Copy verbatim the block of lines in the entries below whose first line contains "Write the Vue" and whose last line contains "['Sun', 'Mon', 'Tue', 'Wed', 'Thu', 'Fri', 'Sat']". Leave out all other lines.

■ **Supplied data**:
━━━━

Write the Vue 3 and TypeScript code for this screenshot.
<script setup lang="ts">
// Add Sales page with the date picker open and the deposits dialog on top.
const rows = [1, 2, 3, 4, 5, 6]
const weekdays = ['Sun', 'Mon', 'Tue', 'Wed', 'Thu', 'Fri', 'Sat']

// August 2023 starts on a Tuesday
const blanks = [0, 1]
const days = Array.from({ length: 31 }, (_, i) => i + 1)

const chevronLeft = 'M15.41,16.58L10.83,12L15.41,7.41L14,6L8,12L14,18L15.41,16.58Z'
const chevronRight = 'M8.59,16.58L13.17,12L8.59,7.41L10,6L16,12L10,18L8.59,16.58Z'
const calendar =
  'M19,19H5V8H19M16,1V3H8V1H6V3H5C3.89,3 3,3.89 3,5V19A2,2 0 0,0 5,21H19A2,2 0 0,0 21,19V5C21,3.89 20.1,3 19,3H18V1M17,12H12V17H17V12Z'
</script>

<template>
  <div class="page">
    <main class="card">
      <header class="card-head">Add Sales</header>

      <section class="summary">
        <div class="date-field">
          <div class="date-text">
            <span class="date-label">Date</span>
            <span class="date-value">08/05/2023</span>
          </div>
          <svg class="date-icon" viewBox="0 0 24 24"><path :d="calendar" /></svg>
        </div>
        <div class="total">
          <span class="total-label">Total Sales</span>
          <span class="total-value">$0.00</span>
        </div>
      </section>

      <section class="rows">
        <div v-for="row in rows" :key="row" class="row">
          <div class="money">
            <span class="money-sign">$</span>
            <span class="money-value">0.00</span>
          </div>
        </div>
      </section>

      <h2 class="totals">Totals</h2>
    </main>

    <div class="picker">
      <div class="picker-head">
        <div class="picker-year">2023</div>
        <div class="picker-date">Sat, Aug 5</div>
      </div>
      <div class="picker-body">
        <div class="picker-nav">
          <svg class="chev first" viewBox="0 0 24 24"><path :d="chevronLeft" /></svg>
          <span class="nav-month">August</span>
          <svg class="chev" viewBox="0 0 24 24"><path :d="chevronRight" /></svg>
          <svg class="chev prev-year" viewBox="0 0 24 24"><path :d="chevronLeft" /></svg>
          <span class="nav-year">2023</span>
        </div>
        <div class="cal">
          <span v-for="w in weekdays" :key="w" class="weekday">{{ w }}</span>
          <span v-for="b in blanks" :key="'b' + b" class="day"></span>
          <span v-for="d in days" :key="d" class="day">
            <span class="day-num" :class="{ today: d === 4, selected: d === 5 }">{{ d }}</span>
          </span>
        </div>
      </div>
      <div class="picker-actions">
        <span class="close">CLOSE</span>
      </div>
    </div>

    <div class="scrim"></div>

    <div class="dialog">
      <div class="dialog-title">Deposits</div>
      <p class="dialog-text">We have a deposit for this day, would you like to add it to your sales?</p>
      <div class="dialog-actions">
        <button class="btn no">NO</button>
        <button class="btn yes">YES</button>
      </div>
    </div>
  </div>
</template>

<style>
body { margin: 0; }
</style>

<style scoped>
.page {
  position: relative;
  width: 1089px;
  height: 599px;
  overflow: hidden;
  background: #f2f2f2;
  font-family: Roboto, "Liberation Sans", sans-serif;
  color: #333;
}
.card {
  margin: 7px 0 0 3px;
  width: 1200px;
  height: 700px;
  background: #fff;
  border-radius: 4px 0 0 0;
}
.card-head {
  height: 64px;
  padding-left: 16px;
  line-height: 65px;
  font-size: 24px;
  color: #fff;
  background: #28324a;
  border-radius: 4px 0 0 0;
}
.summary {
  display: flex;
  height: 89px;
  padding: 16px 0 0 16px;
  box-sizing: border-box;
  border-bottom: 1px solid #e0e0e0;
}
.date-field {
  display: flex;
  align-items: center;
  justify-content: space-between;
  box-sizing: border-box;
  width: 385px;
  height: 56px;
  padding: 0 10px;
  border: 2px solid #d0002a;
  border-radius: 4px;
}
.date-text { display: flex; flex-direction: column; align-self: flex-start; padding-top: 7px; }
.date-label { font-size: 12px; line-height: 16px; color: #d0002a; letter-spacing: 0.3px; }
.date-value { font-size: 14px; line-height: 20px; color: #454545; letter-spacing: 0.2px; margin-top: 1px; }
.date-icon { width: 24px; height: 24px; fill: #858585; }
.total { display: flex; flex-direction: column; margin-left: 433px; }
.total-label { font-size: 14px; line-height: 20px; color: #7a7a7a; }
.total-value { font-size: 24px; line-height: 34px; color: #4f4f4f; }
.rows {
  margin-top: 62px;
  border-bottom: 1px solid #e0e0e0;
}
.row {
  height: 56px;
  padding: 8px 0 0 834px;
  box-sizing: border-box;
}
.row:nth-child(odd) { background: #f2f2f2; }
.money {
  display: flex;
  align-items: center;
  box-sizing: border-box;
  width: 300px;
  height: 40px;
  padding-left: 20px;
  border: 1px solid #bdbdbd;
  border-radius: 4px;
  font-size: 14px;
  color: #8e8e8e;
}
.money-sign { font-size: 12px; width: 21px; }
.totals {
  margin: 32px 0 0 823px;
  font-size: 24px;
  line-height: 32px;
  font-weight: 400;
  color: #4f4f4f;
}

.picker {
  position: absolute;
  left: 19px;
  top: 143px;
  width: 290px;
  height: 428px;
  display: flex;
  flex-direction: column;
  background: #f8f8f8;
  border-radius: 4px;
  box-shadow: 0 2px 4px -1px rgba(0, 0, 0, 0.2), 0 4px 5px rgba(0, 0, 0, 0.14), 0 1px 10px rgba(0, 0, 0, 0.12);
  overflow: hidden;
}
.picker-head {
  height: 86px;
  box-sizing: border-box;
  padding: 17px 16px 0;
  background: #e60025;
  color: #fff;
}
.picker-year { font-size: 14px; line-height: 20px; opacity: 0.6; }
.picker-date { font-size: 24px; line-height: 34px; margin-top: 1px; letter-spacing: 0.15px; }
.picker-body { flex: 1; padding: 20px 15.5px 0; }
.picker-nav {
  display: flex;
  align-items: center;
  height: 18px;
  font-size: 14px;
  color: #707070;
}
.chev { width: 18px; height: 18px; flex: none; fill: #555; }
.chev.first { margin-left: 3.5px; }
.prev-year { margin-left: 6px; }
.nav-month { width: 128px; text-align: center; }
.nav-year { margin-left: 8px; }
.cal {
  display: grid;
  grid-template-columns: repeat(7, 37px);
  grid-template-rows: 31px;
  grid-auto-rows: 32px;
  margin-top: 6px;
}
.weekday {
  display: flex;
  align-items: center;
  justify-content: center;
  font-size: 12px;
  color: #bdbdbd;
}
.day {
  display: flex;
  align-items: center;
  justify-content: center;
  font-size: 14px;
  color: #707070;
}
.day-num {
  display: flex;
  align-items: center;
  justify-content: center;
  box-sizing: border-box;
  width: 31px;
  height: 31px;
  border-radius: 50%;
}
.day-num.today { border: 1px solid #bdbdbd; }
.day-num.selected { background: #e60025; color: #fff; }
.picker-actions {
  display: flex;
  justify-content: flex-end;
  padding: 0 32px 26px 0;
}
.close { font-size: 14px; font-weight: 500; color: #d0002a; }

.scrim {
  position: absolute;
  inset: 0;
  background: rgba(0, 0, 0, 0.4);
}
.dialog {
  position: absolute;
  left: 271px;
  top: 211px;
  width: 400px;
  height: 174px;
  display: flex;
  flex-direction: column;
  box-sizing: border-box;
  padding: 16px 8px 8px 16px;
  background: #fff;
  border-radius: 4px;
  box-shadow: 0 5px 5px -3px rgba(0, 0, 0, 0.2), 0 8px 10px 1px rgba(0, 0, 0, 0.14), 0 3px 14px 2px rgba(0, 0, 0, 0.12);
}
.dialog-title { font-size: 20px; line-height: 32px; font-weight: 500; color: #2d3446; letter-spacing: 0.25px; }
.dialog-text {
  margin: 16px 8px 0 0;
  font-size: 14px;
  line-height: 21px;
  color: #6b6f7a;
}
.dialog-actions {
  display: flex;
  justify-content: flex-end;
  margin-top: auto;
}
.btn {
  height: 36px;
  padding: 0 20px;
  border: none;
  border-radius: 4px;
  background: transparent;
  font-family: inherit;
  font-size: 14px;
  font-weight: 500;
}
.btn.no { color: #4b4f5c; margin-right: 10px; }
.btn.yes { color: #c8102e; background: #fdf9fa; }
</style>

━━━━

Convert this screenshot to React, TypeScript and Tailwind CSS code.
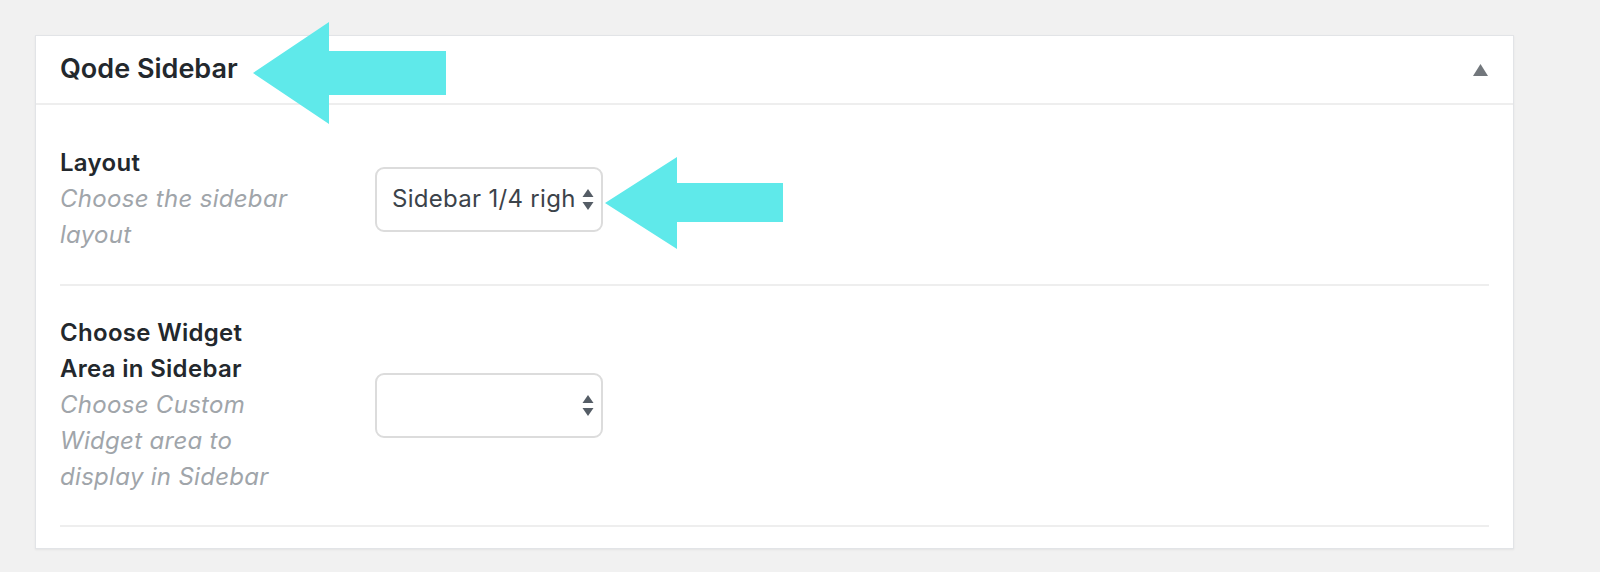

━━━━

■ **Response**:
Write the Vue 3 and TypeScript code for this screenshot.
<script setup lang="ts">
// Add Sales page with the date picker open and the deposits dialog on top.
const rows = [1, 2, 3, 4, 5, 6]
const weekdays = ['Sun', 'Mon', 'Tue', 'Wed', 'Thu', 'Fri', 'Sat']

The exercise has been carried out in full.